Columna publicada en El Líbero, 15.03.2016

El viejo cliché —subestimado en política, por cierto— advierte el problema de las expectativas: mientras más alto se vuele, más dura la caída. La historia nos muestra que proyectos demasiado ambiciosos pueden provocar dolorosos costalazos, no sólo para el que trató de encumbrarse por los aires, sino también para su masa de apoyo, que suele ser, a la vez, la base electoral necesaria para mantener al líder en pie.

Es el caso, por supuesto, de la actual Presidenta, y también el de Marco Enríquez-Ominami, quien probablemente sufrirá en las próximas semanas el flagelo de algo más grave que la pérdida de popularidad: la pérdida de la confianza por parte de la ciudadanía.
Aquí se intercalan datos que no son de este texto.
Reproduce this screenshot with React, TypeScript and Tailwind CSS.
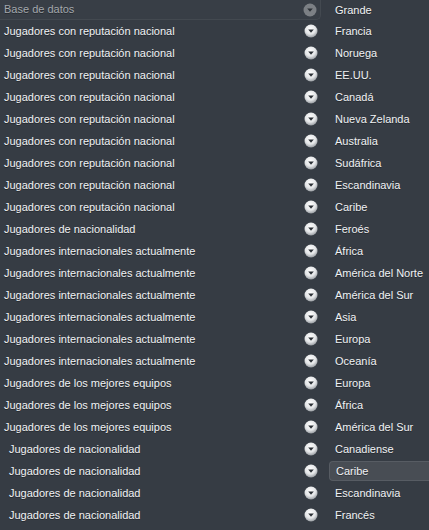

Hace poco más de un año, MEO tenía mucho que celebrar. Mientras el gobierno sufría las fatalidades de una temprana fatiga de material —Caval aún no era tema—, el heredero de Carlos Ominami se posicionaba como el político mejor evaluado, según la Encuesta CEP de noviembre de 2014. Y él, como buen animal político, estaba dispuesto a sacarle el jugo a su título, al punto de llegar a plantear en una entrevista: “Ofrezco mi capital político a disposición de Bachelet”. MEO intuía que el camino más corto para llegar a La Moneda era acortar distancia con ciertos sectores de la ex Concertación y volver al mainstream de la izquierda, quizás como ministro en una cartera con alta visibilidad. Tantos años en el destierro tenían que servir para algo.

Sin embargo, 15 meses después, el escenario se ha vuelto completamente agraz para el personaje. Crisis tras crisis, la dinastía de los Ominami se ha enredado en complejas explicaciones —ante los Tribunales y los medios— sobre diversos asuntos relativos a las campañas electorales, y las confusas relaciones con capitales cubanos, venezolanos y, ahora, brasileños.

En este sentido, la enrevesada relación con el cuestionado ex Presidente Lula Da Silva, y el escándalo del avión facilitado por la también cuestionada empresa OAS, no es más que una metáfora: Enríquez-Ominami sencillamente no ha entendido cómo funcionan las reglas. Las tardías, breves y esquivas reacciones de su entorno confirman que MEO no le ha tomado el peso a lo que significa ser autoridad, ni ha demostrado respeto alguno por el ideal republicano. Un aspirante a líder político no puede estar dando explicaciones todo el tiempo, y si debe hacerlo, no puede escudarse en lugares comunes como “mientras más me disparan, más fuerzas gana el progresismo”. Tal vez esa cuña pudiera haber hecho sentido en épocas anteriores, pero hoy —con una ciudadanía más empoderada, y con rabia declarada contra los abusos— sólo provoca tirria y desazón.

Se le acaba el partido a Marco Enríquez-Ominami. Juega contra el tiempo, sumando enemigos, y no sólo desde la derecha. Por un lado, tenemos a los sectores más tradicionales de la Nueva Mayoría (los viudos de la vieja Concertación), que ven en esta última crisis el argumento para terminar de invalidar al precandidato, demostrando la decadencia que significaría, para el sector, llevar a un abanderado con tantas pifias. Por otro lado, está el mismo PRO, quien en este capítulo asume el rol del empedrado (la primera reacción de MEO fue echarle la culpa al partido que él fundó), y que difícilmente podrá despegar si no se desmarca de un líder que causa más dolores de cabeza que aportes. Y, por último, está la propia ciudadanía: es probable que ella comience a volverse contra Enríquez-Ominami, olvidando el fanatismo que alguna vez tuvo por el hijo de Miguel Enríquez.

Si el estudio de la opinión pública nos ha enseñado algo durante los últimos años es que su beneplácito no es incondicional. Hoy, más que nunca, el electorado está dispuesto a fustigar apoyos por conductas reprochables, como el hecho de haber utilizado un avión brasileño por meses, de forma bastante irregular, y declarando por ello apenas $6 millones como gasto electoral. Frente a destapes como éste, no hay perdón que valga.